Re: Finding memory leak

From: Holger Kiehl
Date: Sat Oct 18 2003 - 12:02:39 EST


On Wed, 15 Oct 2003, Andrew Morton wrote:

> Holger Kiehl <Holger.Kiehl@xxxxxx> wrote:
> >
> > - Is it correct to assume that an application cannot be the cause
> > of the leak, ie. it can only be in kernel or a driver?
>
> Yes.
>
> > - How can I really prove that its the driver leaking the memory?
>
> Look for instances of kmalloc(n, ...) for n in the range 1025 to 2048 which
> do not have a matching kfree.
>
Could only find two instances one allocating 14 bytes and the other 4096.
Looking further I found several calls of dev_alloc_skb(). But I assume
these calls are also not the cause, because I put in some printk and
the size-2048 values do not go up when this is called.

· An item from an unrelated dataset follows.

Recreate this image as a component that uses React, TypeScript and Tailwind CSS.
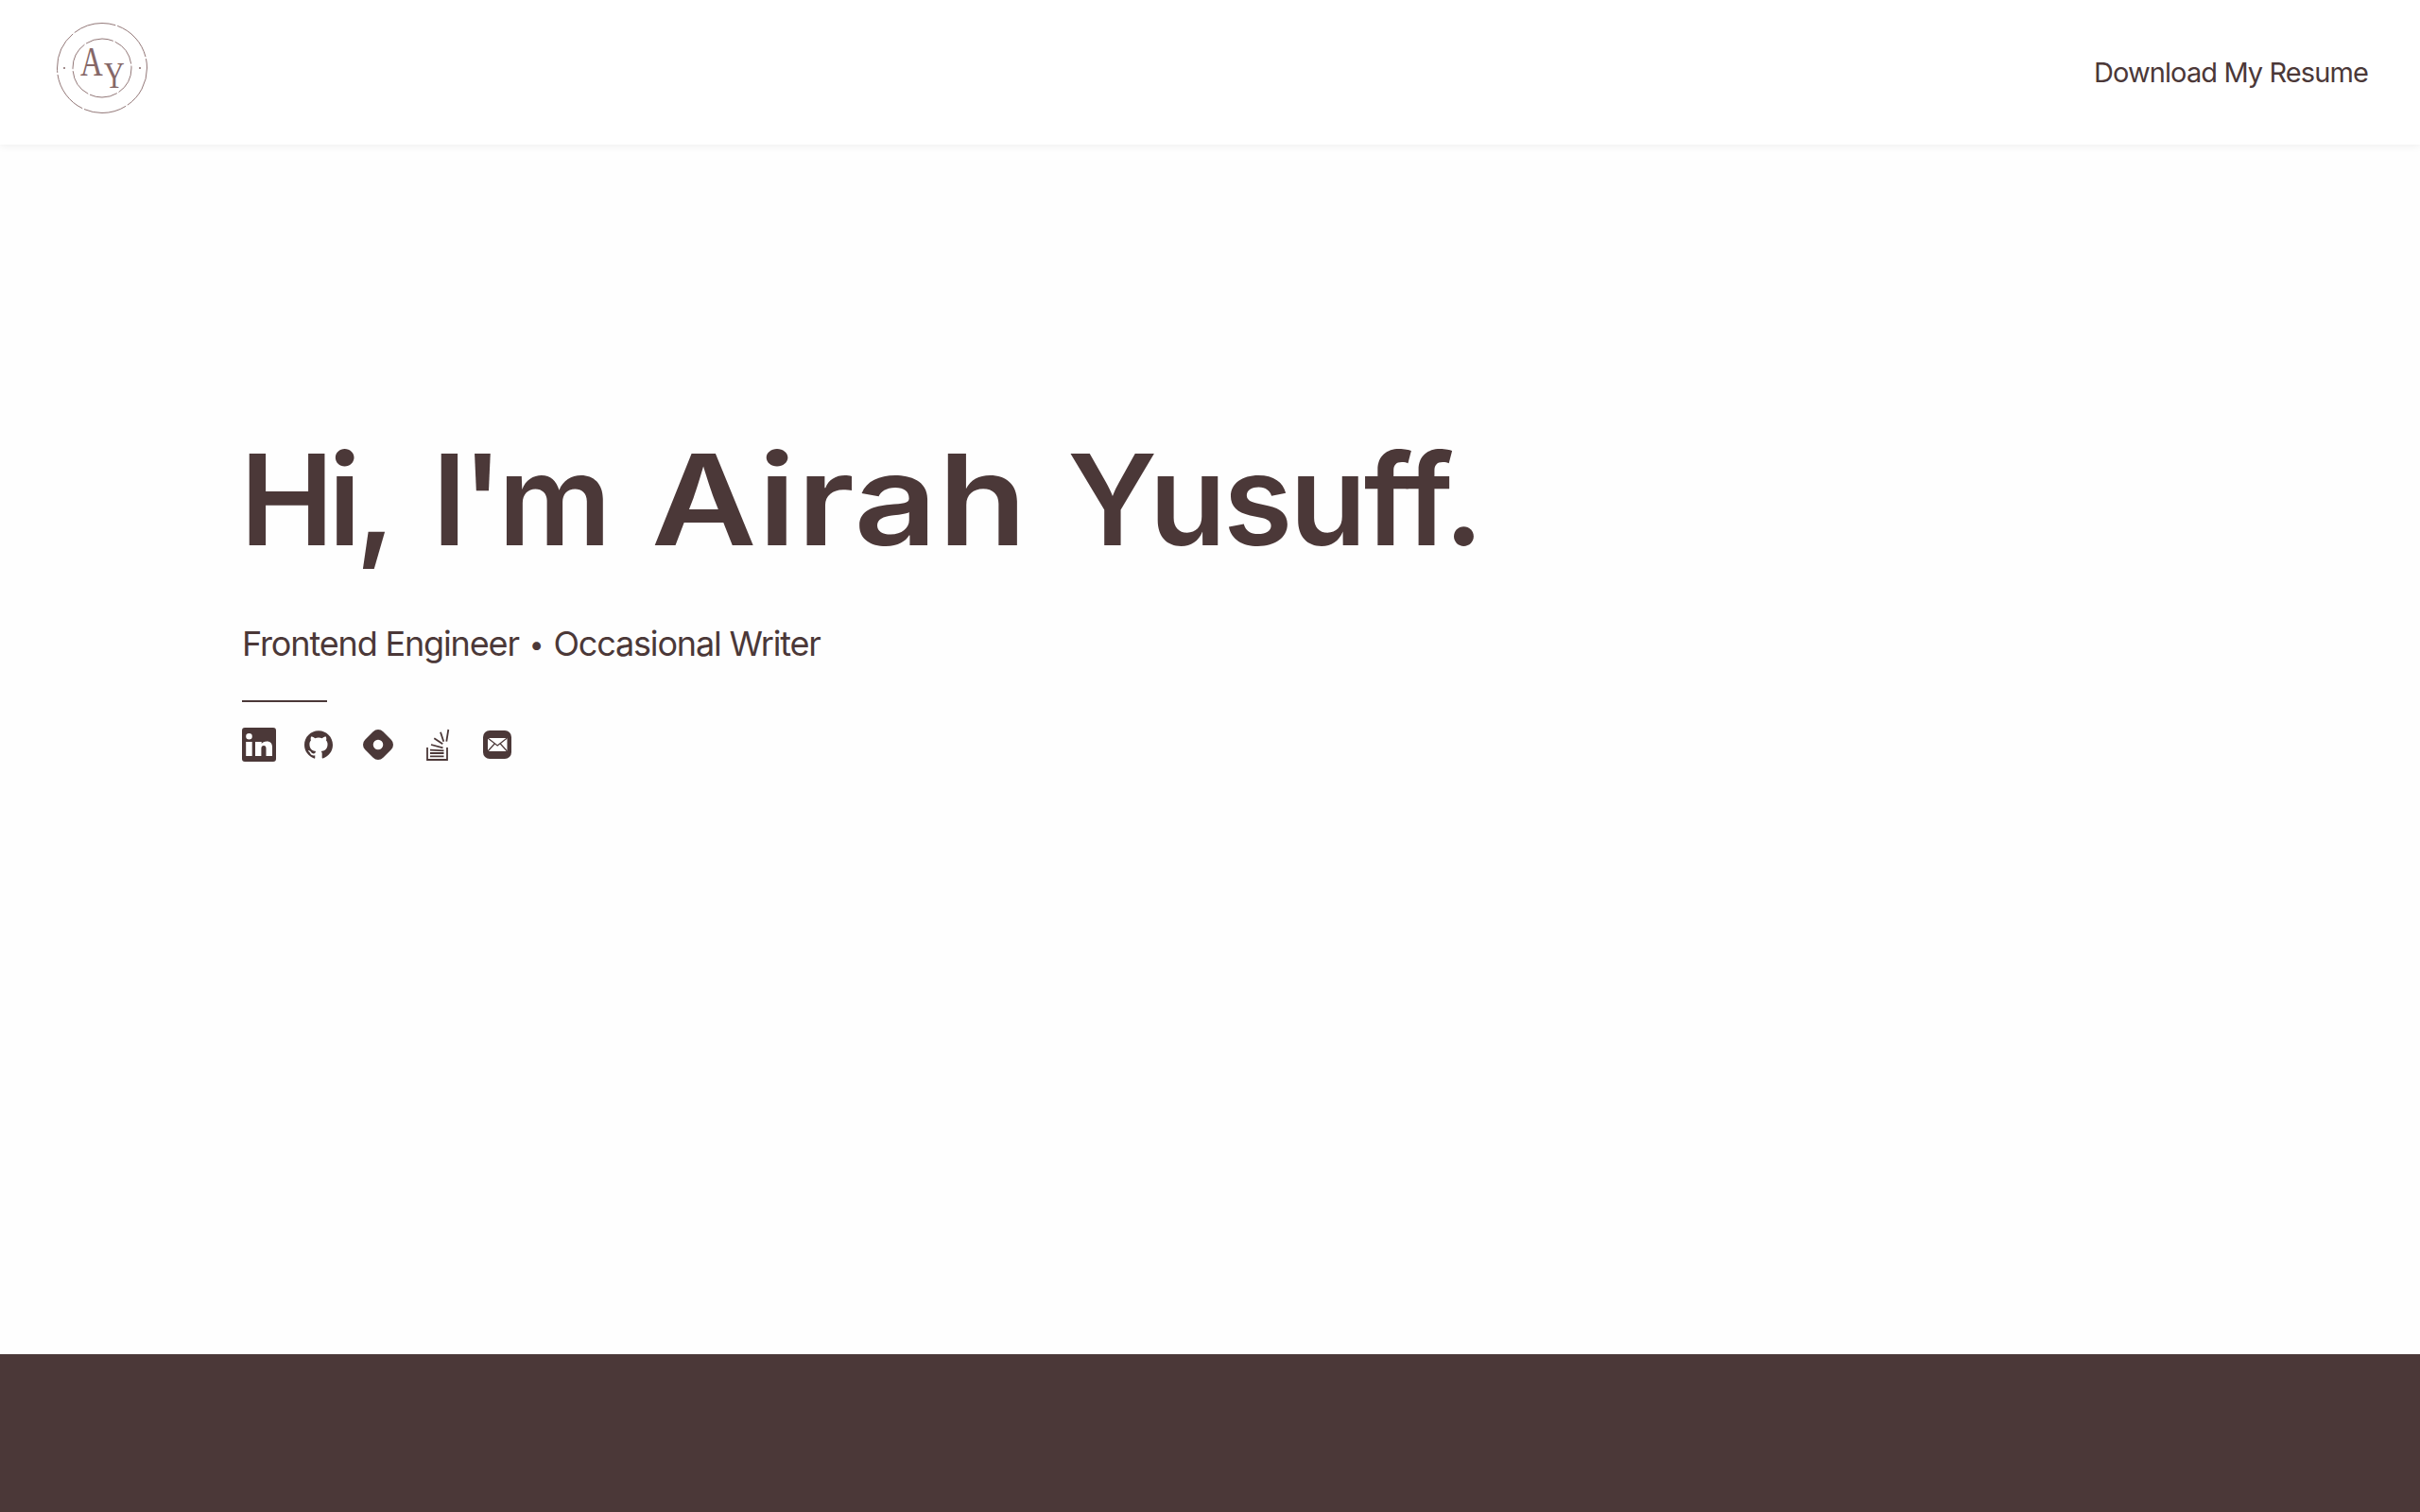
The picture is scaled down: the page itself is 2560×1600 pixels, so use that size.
import React from 'react';
import { SiGithub, SiHashnode } from 'react-icons/si';

function Logo() {
  return (
    <svg width="100" height="100" viewBox="0 0 100 100" className="block">
      <circle cx="50" cy="50" r="47.5" fill="none" stroke="#866868" strokeWidth="0.9" strokeDasharray="46 2" />
      <circle cx="50" cy="50" r="31" fill="none" stroke="#866868" strokeWidth="0.9" strokeDasharray="30 2" />
      <circle cx="10" cy="50" r="1" fill="#866868" />
      <circle cx="90" cy="50" r="1" fill="#866868" />
      <text transform="translate(27 58) scale(0.73 1)" fontFamily="'Liberation Serif', serif" fontSize="45" fill="#866868">A</text>
      <text transform="translate(52 71) scale(0.75 1)" fontFamily="'Liberation Serif', serif" fontSize="40" fill="#866868">Y</text>
    </svg>
  );
}

function LinkedinIcon() {
  return (
    <svg width="36" height="36" viewBox="0 0 36 36">
      <path
        fillRule="evenodd"
        fill="#4b3838"
        d="M3 0h30a3 3 0 0 1 3 3v30a3 3 0 0 1-3 3H3a3 3 0 0 1-3-3V3a3 3 0 0 1 3-3zM7.500 6a3.300 3.300 0 1 0 0 6.600a3.300 3.300 0 0 0 0-6.600zM4.200 15v15h6.500V15zM14 15v15h6.400v-8c0-2 1-3 2.600-3s2.500 1 2.500 3v8H32v-9.500c0-4-2.200-6-5.700-6c-2.700 0-4.400 1-5.600 2.600V15z"
      />
    </svg>
  );
}

function StackIcon() {
  return (
    <svg width="26" height="34" viewBox="0 0 26 34" fill="none" stroke="#4b3838" strokeWidth="1.8">
      <path d="M1 20v13h21V20" />
      <path d="M4 29.300h14.500M4 26h14.500M4 22.700l14.500.6M5 17l12.500 3.300M8.300 10.300l9 6M15 3.700l3.300 10M23.300 1l-2 12.700" />
    </svg>
  );
}

function MailIcon() {
  return (
    <svg width="30" height="30" viewBox="0 0 30 30">
      <rect width="30" height="30" rx="7" fill="#4b3838" />
      <rect x="5" y="8" width="20.500" height="14" fill="#fff" />
      <path d="M5 8l10.200 8 10.200-8M5 22l7.200-8M25.500 22l-7.200-8" fill="none" stroke="#4b3838" strokeWidth="1.200" />
    </svg>
  );
}

export default function App() {
  return (
    <div className="flex flex-col h-[1600px] bg-[#fefefe] text-[#4b3838] font-['Inter',sans-serif]">
      <header className="h-[153px] flex items-center justify-between pl-[58px] pr-[55px] bg-white shadow-[0_2px_8px_rgba(0,0,0,0.06)] relative">
        <div className="-mt-[10px]">
          <Logo />
        </div>
        <a className="text-[29px] tracking-[-0.9px] text-[#4b3838] mt-[1px]">Download My Resume</a>
      </header>

      <main className="flex-1 pl-[254px] pt-[296px]">
        <h1 className="text-[133px] leading-[160px] font-semibold whitespace-nowrap [font-variant-ligatures:none]">
          <span className="tracking-[-6px] mr-[11px]">Hi,</span> <span className="tracking-[-5px] mr-[14px]">I'm</span> <span className="inline-block tracking-[1px] scale-x-[1.15] origin-left mr-[60px]">Airah</span> <span className="tracking-[-3px]">Yusuff.</span>
        </h1>
        <p className="pl-[2px] mt-[48px] text-[36px] leading-[48px] tracking-[-1.15px]">
          Frontend Engineer <span className="text-[28px] align-[2px] mx-[2px]">•</span> Occasional Writer
        </p>
        <div className="ml-[2px] mt-[35px] w-[90px] h-[2px] bg-[#4b3838]"></div>
        <div className="ml-[2px] mt-[27px] flex items-center h-[36px]">
          <LinkedinIcon />
          <SiGithub className="ml-[30px] w-[30px] h-[30px]" />
          <SiHashnode className="ml-[32px] w-[32px] h-[32px]" />
          <div className="ml-[35px]">
            <StackIcon />
          </div>
          <div className="ml-[34px]">
            <MailIcon />
          </div>
        </div>
      </main>

      <footer className="h-[167px] bg-[#4b3838]"></footer>
    </div>
  );
}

Since the only thing running at that time is some application that receives
a multicast stream from the DVB card and writes the data to the disk, I put
in printk's at every kmalloc() or allocation functions in net/core and
net/ipv4. After many trials I could narrow this down to every time the
function igmpv3_newpack() in net/ipv4/igmp.c is called. This is always
called twice very quickly (there where never any other printk's between
these two calls). The size allocated by alloc_skb() in igmpv3_newpack()
when size-2048 in slabinfo goes up is 1529 bytes (in skbuff.c this allocates
1596 bytes).

The kernel network code is way beyond my knowledge and I cannot determine
how it frees up the memory again. Also, it is very very likely that the leak
is at some completely different place and igmpv3_newpack() is just called
shortly before or afterwards.

So the questions I have are:

- Could someone please check igmpv3_newpack() and assure me that there
is no leak.

- Are there any tools or kernel switches that I can use that allow me
to capture the leak faster? Currently I am using 2.4.22.

- Which system call might cause a igmpv3_newpack().